The chair is often a designer’s chosen medium when expressing their individuality. While there is no one definitive chair, there are certainly many singular seats worthy of attention.
The famous Ball chair would launch the career of Finnish designer and innovator Eero Aarnio. Designed in 1966, the distinctive Ball chair’s futuristic form remains an enduring symbol of 1960s pop culture. The fibreglass Ball chair is manufactured by Eero Aarnio Originals.
A transparanet acrylic bubble, Eero Aarnio’s Bubble chair is framed by a shiny solid stainless steel ring. Aarnio conceived the idea of a see-through ball, where light enters from all directions. He chose to suspend his Bubble chair from the ceiling, believing ‘there is no nice way to make a clear pedestal.’
Blå Station is a Swedish family business, founded by furniture designer Börge Lindau. Located in Åhus, in a former sewing factory, Blå Station approaches furniture design with the intention of demonstrating ‘a new attitude towards shape, function, material or the industrial production process.’ Blå Station’s Dent Wood chair, created by o4i design studio, is one example of this. Despite its irregular design, the Dent Wood’s seat forms to the contours of the body. Aesthetically-speaking, the chair challenges notions of graceful, flowing and attractive design, its beauty resting in the eye of the beholder.
The Poppe easy chair for Blå Station is designed with an ‘exact sitting angle’ and a thin shell, its narrow figure perfect for the tightest of spaces. Entirely quirky, Poppe is available in numerous models; however, the Poppe version with an encircling arm support, is perhaps the most whimsical member of the Poppe family.
Nelson Coconut Lounge Chair
Designed in 1955, George Nelson’s Coconut lounge chair remains a humorous and clever design classic, and a prime example of modernism’s bearing on midcentury American furniture.
The Zyklus easy chair was designed in 1983 by German designer Peter Maly for COR—a German furniture manufacturer that blends traditional and innovative craftsmanship. Based on the shape of a circle, the Zyklus chair is a postmodern classic with an air of Memphis Milano.

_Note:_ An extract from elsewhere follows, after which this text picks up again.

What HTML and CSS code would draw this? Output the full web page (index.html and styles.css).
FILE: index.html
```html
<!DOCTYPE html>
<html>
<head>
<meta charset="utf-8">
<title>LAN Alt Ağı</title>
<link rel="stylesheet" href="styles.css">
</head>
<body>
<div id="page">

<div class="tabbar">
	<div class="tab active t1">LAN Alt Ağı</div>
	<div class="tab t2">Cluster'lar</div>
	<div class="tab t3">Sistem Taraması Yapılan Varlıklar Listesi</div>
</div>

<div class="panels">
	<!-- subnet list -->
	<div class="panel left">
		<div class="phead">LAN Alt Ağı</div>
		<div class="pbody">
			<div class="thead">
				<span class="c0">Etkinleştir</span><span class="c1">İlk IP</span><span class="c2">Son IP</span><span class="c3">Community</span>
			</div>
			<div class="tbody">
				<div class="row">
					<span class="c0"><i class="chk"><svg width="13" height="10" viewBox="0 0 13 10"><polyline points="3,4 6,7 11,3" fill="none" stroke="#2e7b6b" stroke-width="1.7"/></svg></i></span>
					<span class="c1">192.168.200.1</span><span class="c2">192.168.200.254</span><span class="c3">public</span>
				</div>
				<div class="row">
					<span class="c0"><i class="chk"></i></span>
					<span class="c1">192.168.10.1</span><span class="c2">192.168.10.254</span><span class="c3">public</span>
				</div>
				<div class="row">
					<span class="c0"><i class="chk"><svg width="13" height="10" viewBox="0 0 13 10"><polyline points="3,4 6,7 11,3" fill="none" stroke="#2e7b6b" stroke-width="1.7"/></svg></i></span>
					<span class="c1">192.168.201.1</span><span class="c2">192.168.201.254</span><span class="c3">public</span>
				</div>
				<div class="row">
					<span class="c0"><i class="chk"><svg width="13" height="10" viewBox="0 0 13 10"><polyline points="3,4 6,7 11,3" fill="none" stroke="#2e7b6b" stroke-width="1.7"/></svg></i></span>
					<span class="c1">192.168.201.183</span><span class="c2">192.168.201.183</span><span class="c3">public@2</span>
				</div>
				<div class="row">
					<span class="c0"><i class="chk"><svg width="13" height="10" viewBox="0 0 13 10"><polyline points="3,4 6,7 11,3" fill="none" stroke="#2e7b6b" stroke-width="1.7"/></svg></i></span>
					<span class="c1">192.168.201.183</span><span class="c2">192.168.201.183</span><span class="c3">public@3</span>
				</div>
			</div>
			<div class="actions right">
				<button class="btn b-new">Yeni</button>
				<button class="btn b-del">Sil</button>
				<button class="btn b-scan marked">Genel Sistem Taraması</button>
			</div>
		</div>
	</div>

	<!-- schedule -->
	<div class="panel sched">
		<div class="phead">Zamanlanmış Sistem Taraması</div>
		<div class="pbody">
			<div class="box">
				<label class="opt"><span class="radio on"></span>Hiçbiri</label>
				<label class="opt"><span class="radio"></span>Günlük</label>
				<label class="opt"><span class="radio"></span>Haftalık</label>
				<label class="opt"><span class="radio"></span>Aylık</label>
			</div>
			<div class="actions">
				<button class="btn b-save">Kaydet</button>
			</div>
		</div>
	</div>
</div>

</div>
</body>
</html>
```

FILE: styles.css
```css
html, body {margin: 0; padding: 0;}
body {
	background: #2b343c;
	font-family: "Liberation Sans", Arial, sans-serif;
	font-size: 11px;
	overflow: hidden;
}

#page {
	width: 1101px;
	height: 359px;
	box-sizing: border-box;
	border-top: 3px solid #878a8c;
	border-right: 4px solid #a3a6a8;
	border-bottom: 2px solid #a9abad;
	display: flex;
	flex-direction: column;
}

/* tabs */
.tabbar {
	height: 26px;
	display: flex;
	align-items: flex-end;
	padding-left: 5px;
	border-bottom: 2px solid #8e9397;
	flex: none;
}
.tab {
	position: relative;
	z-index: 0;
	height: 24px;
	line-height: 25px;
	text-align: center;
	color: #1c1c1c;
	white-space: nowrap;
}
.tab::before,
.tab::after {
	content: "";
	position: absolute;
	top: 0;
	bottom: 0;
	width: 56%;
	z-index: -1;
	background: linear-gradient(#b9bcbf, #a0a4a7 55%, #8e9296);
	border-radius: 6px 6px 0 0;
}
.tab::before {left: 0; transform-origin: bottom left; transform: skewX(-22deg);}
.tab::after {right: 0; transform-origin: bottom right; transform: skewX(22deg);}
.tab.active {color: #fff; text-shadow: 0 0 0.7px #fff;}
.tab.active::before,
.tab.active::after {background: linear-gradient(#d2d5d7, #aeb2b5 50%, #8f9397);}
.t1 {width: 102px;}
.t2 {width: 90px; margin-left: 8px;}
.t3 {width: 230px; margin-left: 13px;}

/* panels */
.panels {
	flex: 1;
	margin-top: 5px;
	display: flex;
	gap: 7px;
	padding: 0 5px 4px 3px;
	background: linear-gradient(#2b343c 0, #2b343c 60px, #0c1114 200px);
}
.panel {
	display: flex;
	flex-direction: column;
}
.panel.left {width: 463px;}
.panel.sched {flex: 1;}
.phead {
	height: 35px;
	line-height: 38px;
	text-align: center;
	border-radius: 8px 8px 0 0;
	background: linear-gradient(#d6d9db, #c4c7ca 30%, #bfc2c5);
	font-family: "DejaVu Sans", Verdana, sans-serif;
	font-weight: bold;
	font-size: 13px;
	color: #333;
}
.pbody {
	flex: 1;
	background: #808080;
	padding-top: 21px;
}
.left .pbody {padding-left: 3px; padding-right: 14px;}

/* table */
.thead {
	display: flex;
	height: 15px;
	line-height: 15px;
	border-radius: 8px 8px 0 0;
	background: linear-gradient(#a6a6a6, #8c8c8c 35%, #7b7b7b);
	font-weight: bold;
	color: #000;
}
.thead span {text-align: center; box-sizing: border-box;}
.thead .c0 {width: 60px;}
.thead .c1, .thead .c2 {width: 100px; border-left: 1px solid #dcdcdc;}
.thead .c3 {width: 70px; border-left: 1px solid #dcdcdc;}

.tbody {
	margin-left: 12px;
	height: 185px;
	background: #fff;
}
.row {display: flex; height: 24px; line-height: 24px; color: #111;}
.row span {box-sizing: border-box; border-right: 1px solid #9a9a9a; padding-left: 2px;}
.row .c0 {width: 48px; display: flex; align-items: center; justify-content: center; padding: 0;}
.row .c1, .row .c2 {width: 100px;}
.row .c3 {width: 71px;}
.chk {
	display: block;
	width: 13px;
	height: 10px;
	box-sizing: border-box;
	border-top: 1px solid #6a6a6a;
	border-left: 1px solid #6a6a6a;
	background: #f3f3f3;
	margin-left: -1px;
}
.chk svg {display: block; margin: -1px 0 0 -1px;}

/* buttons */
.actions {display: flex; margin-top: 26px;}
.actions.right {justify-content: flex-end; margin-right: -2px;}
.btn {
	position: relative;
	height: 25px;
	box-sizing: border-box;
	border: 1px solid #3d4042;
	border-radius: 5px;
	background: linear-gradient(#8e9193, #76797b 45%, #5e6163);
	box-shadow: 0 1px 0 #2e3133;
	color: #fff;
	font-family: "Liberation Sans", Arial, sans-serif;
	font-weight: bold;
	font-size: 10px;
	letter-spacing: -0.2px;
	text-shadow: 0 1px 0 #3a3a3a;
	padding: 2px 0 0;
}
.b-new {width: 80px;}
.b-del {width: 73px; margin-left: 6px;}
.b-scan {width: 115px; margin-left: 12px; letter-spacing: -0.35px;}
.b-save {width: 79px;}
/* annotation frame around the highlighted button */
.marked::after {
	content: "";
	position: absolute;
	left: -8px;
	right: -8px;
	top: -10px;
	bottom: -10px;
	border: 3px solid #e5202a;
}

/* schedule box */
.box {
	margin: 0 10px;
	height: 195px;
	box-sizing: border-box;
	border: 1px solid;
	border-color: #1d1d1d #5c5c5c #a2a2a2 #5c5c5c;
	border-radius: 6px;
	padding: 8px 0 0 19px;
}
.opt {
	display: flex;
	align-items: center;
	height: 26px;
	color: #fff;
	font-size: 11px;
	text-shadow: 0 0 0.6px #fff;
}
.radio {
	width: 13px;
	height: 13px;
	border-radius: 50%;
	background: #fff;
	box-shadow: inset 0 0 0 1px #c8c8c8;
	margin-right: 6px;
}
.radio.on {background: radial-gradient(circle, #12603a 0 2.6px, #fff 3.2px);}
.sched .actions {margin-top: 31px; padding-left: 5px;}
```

The Pythagoras chair was designed by Sander Mulder for Italian manufacturer Kubikoff. Inspired by origami techniques, Pythagoras is made using laser cut aluminium, with bent triangulated lines—hence the name—serving both functional and aesthetic purposes. Pythagoras is available with either oak or aluminium legs.
Producing furniture since 1934, Netherlands-based Leolux has amassed an enviable collection of winsome designs. One such piece is the Pallone armchair, a playful seat designed in 1989 by Roy de Scheemaker. Futuristic and utterly charming in its appearance, Pallone is available in three sizes: Pa, Ma and Lill’one.
The Parabolica swivel armchair was designed in 2009 by Stefan Heiliger for Leolux. With an entirely asymmetric form, the chair offers three versatile seating scenarios: normal, laid back and active (using the armrest as an ad hoc desk).
Established in 2014 by Thomas Ibsen, Danish company PLEASE WAIT to be SEATED is based on several factors, including: a passion for shapes and architecture, and the legacy of Denmark’s design masters. The name ‘PLEASE WAIT to be SEATED’ sums up polite people with a passion for interiors and seating. Despite the Keystone chair’s postmodern appearance, it was designed recently by Sophie Mensen and Oskar Peet for PLEASE WAIT to be SEATED. The Keystone was inspired by three elements of a roman bridge: spanners, building blocks and the keystone.
The 808 lounge chair was designed in 2015 by Munich-based design studio Formstelle for heritage brand Thonet. Reinterpreting the classic wing chair, the 808 juxtaposes a sense of openness with a feeling of calm and a place in which to retreat.